The first two pieces of information are recorded, in the commits in project A, in a file named .gitmodules. Each commit has its own copy of that file (though as usual, if a million commits use the same version of the file, the repository has only one copy of that version). The last piece of information is recorded directly in the commits in project A: each one saves one raw hash ID, giving the commit that should be git checkout-ed in the submodule path.

Summary

The purpose of git submodule is to allow you to specify, in your superproject Git, that you depend on some other Git repository. You record the URL of that repository that you want new clones to use to git clone the submodule. You record the path you want your superproject Git to use, to store the clone into. And, with each commit in the superproject, you record the specific submodule commit for that submodule, so that cloning the superproject, then checking out some specific, historical commit in that clone, also clones the submodule and checks out the correct historical commit in the submodule-clone.

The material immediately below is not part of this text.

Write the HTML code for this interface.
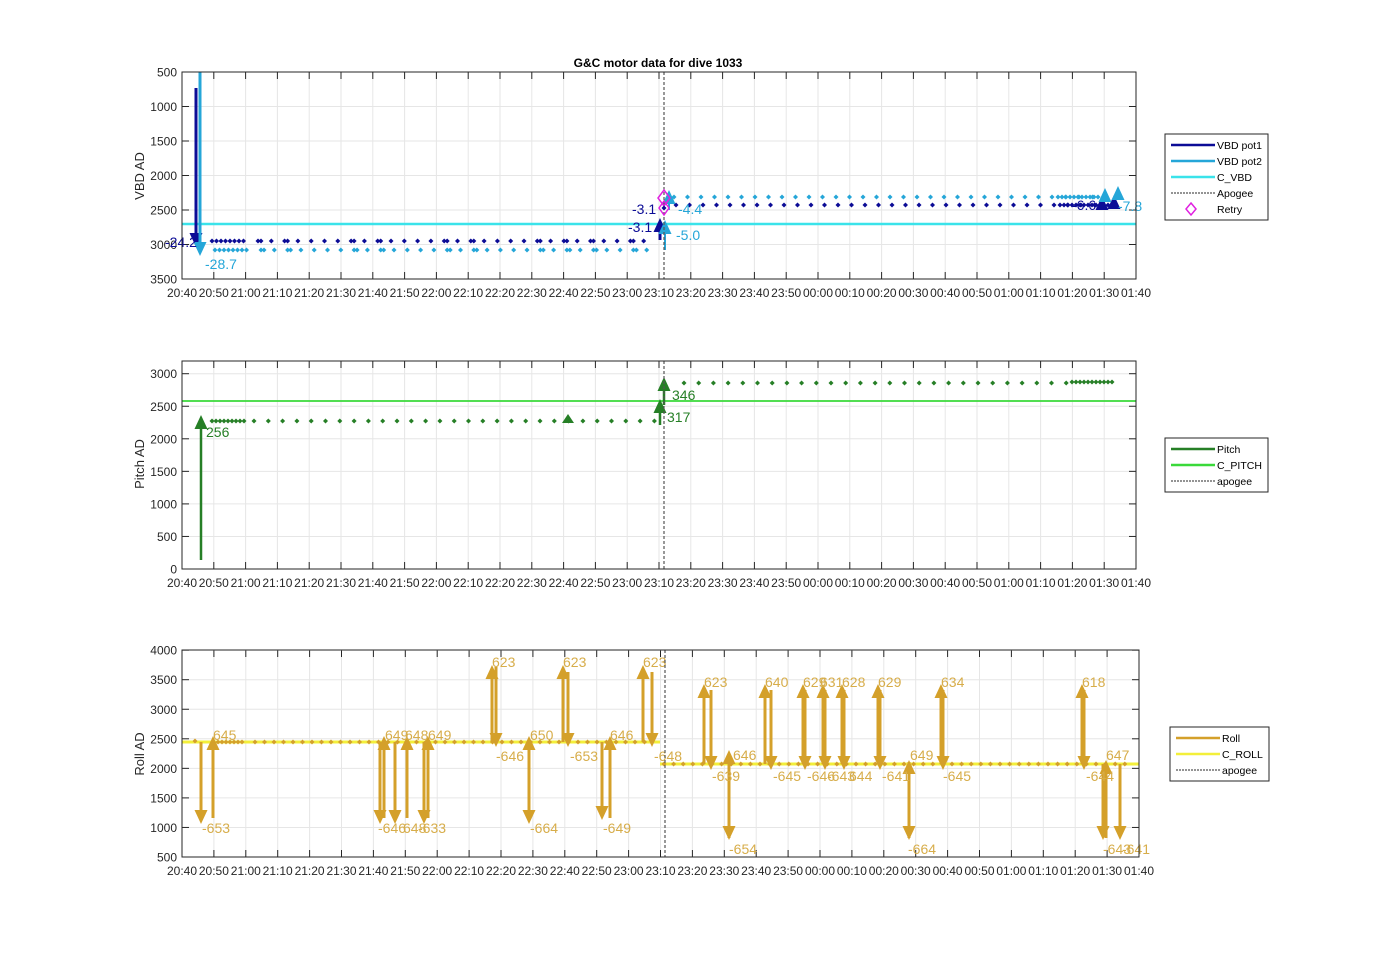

This means that the superproject Git now depends on the submodule: although the submodule clone is controlled via superproject Git commands (making the submodule a sort of slave, as it were), the superproject itself is no longer independent. It needs the help of that submodule Git, in order for the superproject to feel whole. And, because the slave-like submodule is a clone, this doesn't stop anyone who manages the original version of the submodule from doing anything they want with that repository. That even includes ripping commits away from the origin of the submodule clone, and if the origin's original commits have gone away, the hash IDs stored in the superproject's commits are now useless.

This doesn't mean don't do this, it just means know what sort of dependencies you're getting into when you do this. If you want your project-A to be independent of project-B's existence and exact commit hash IDs, don't use a submodule. If you are OK with your project-A being dependent on project-B, and want to make it convenient to use new features from project-B as they appear, git submodule is a good fit.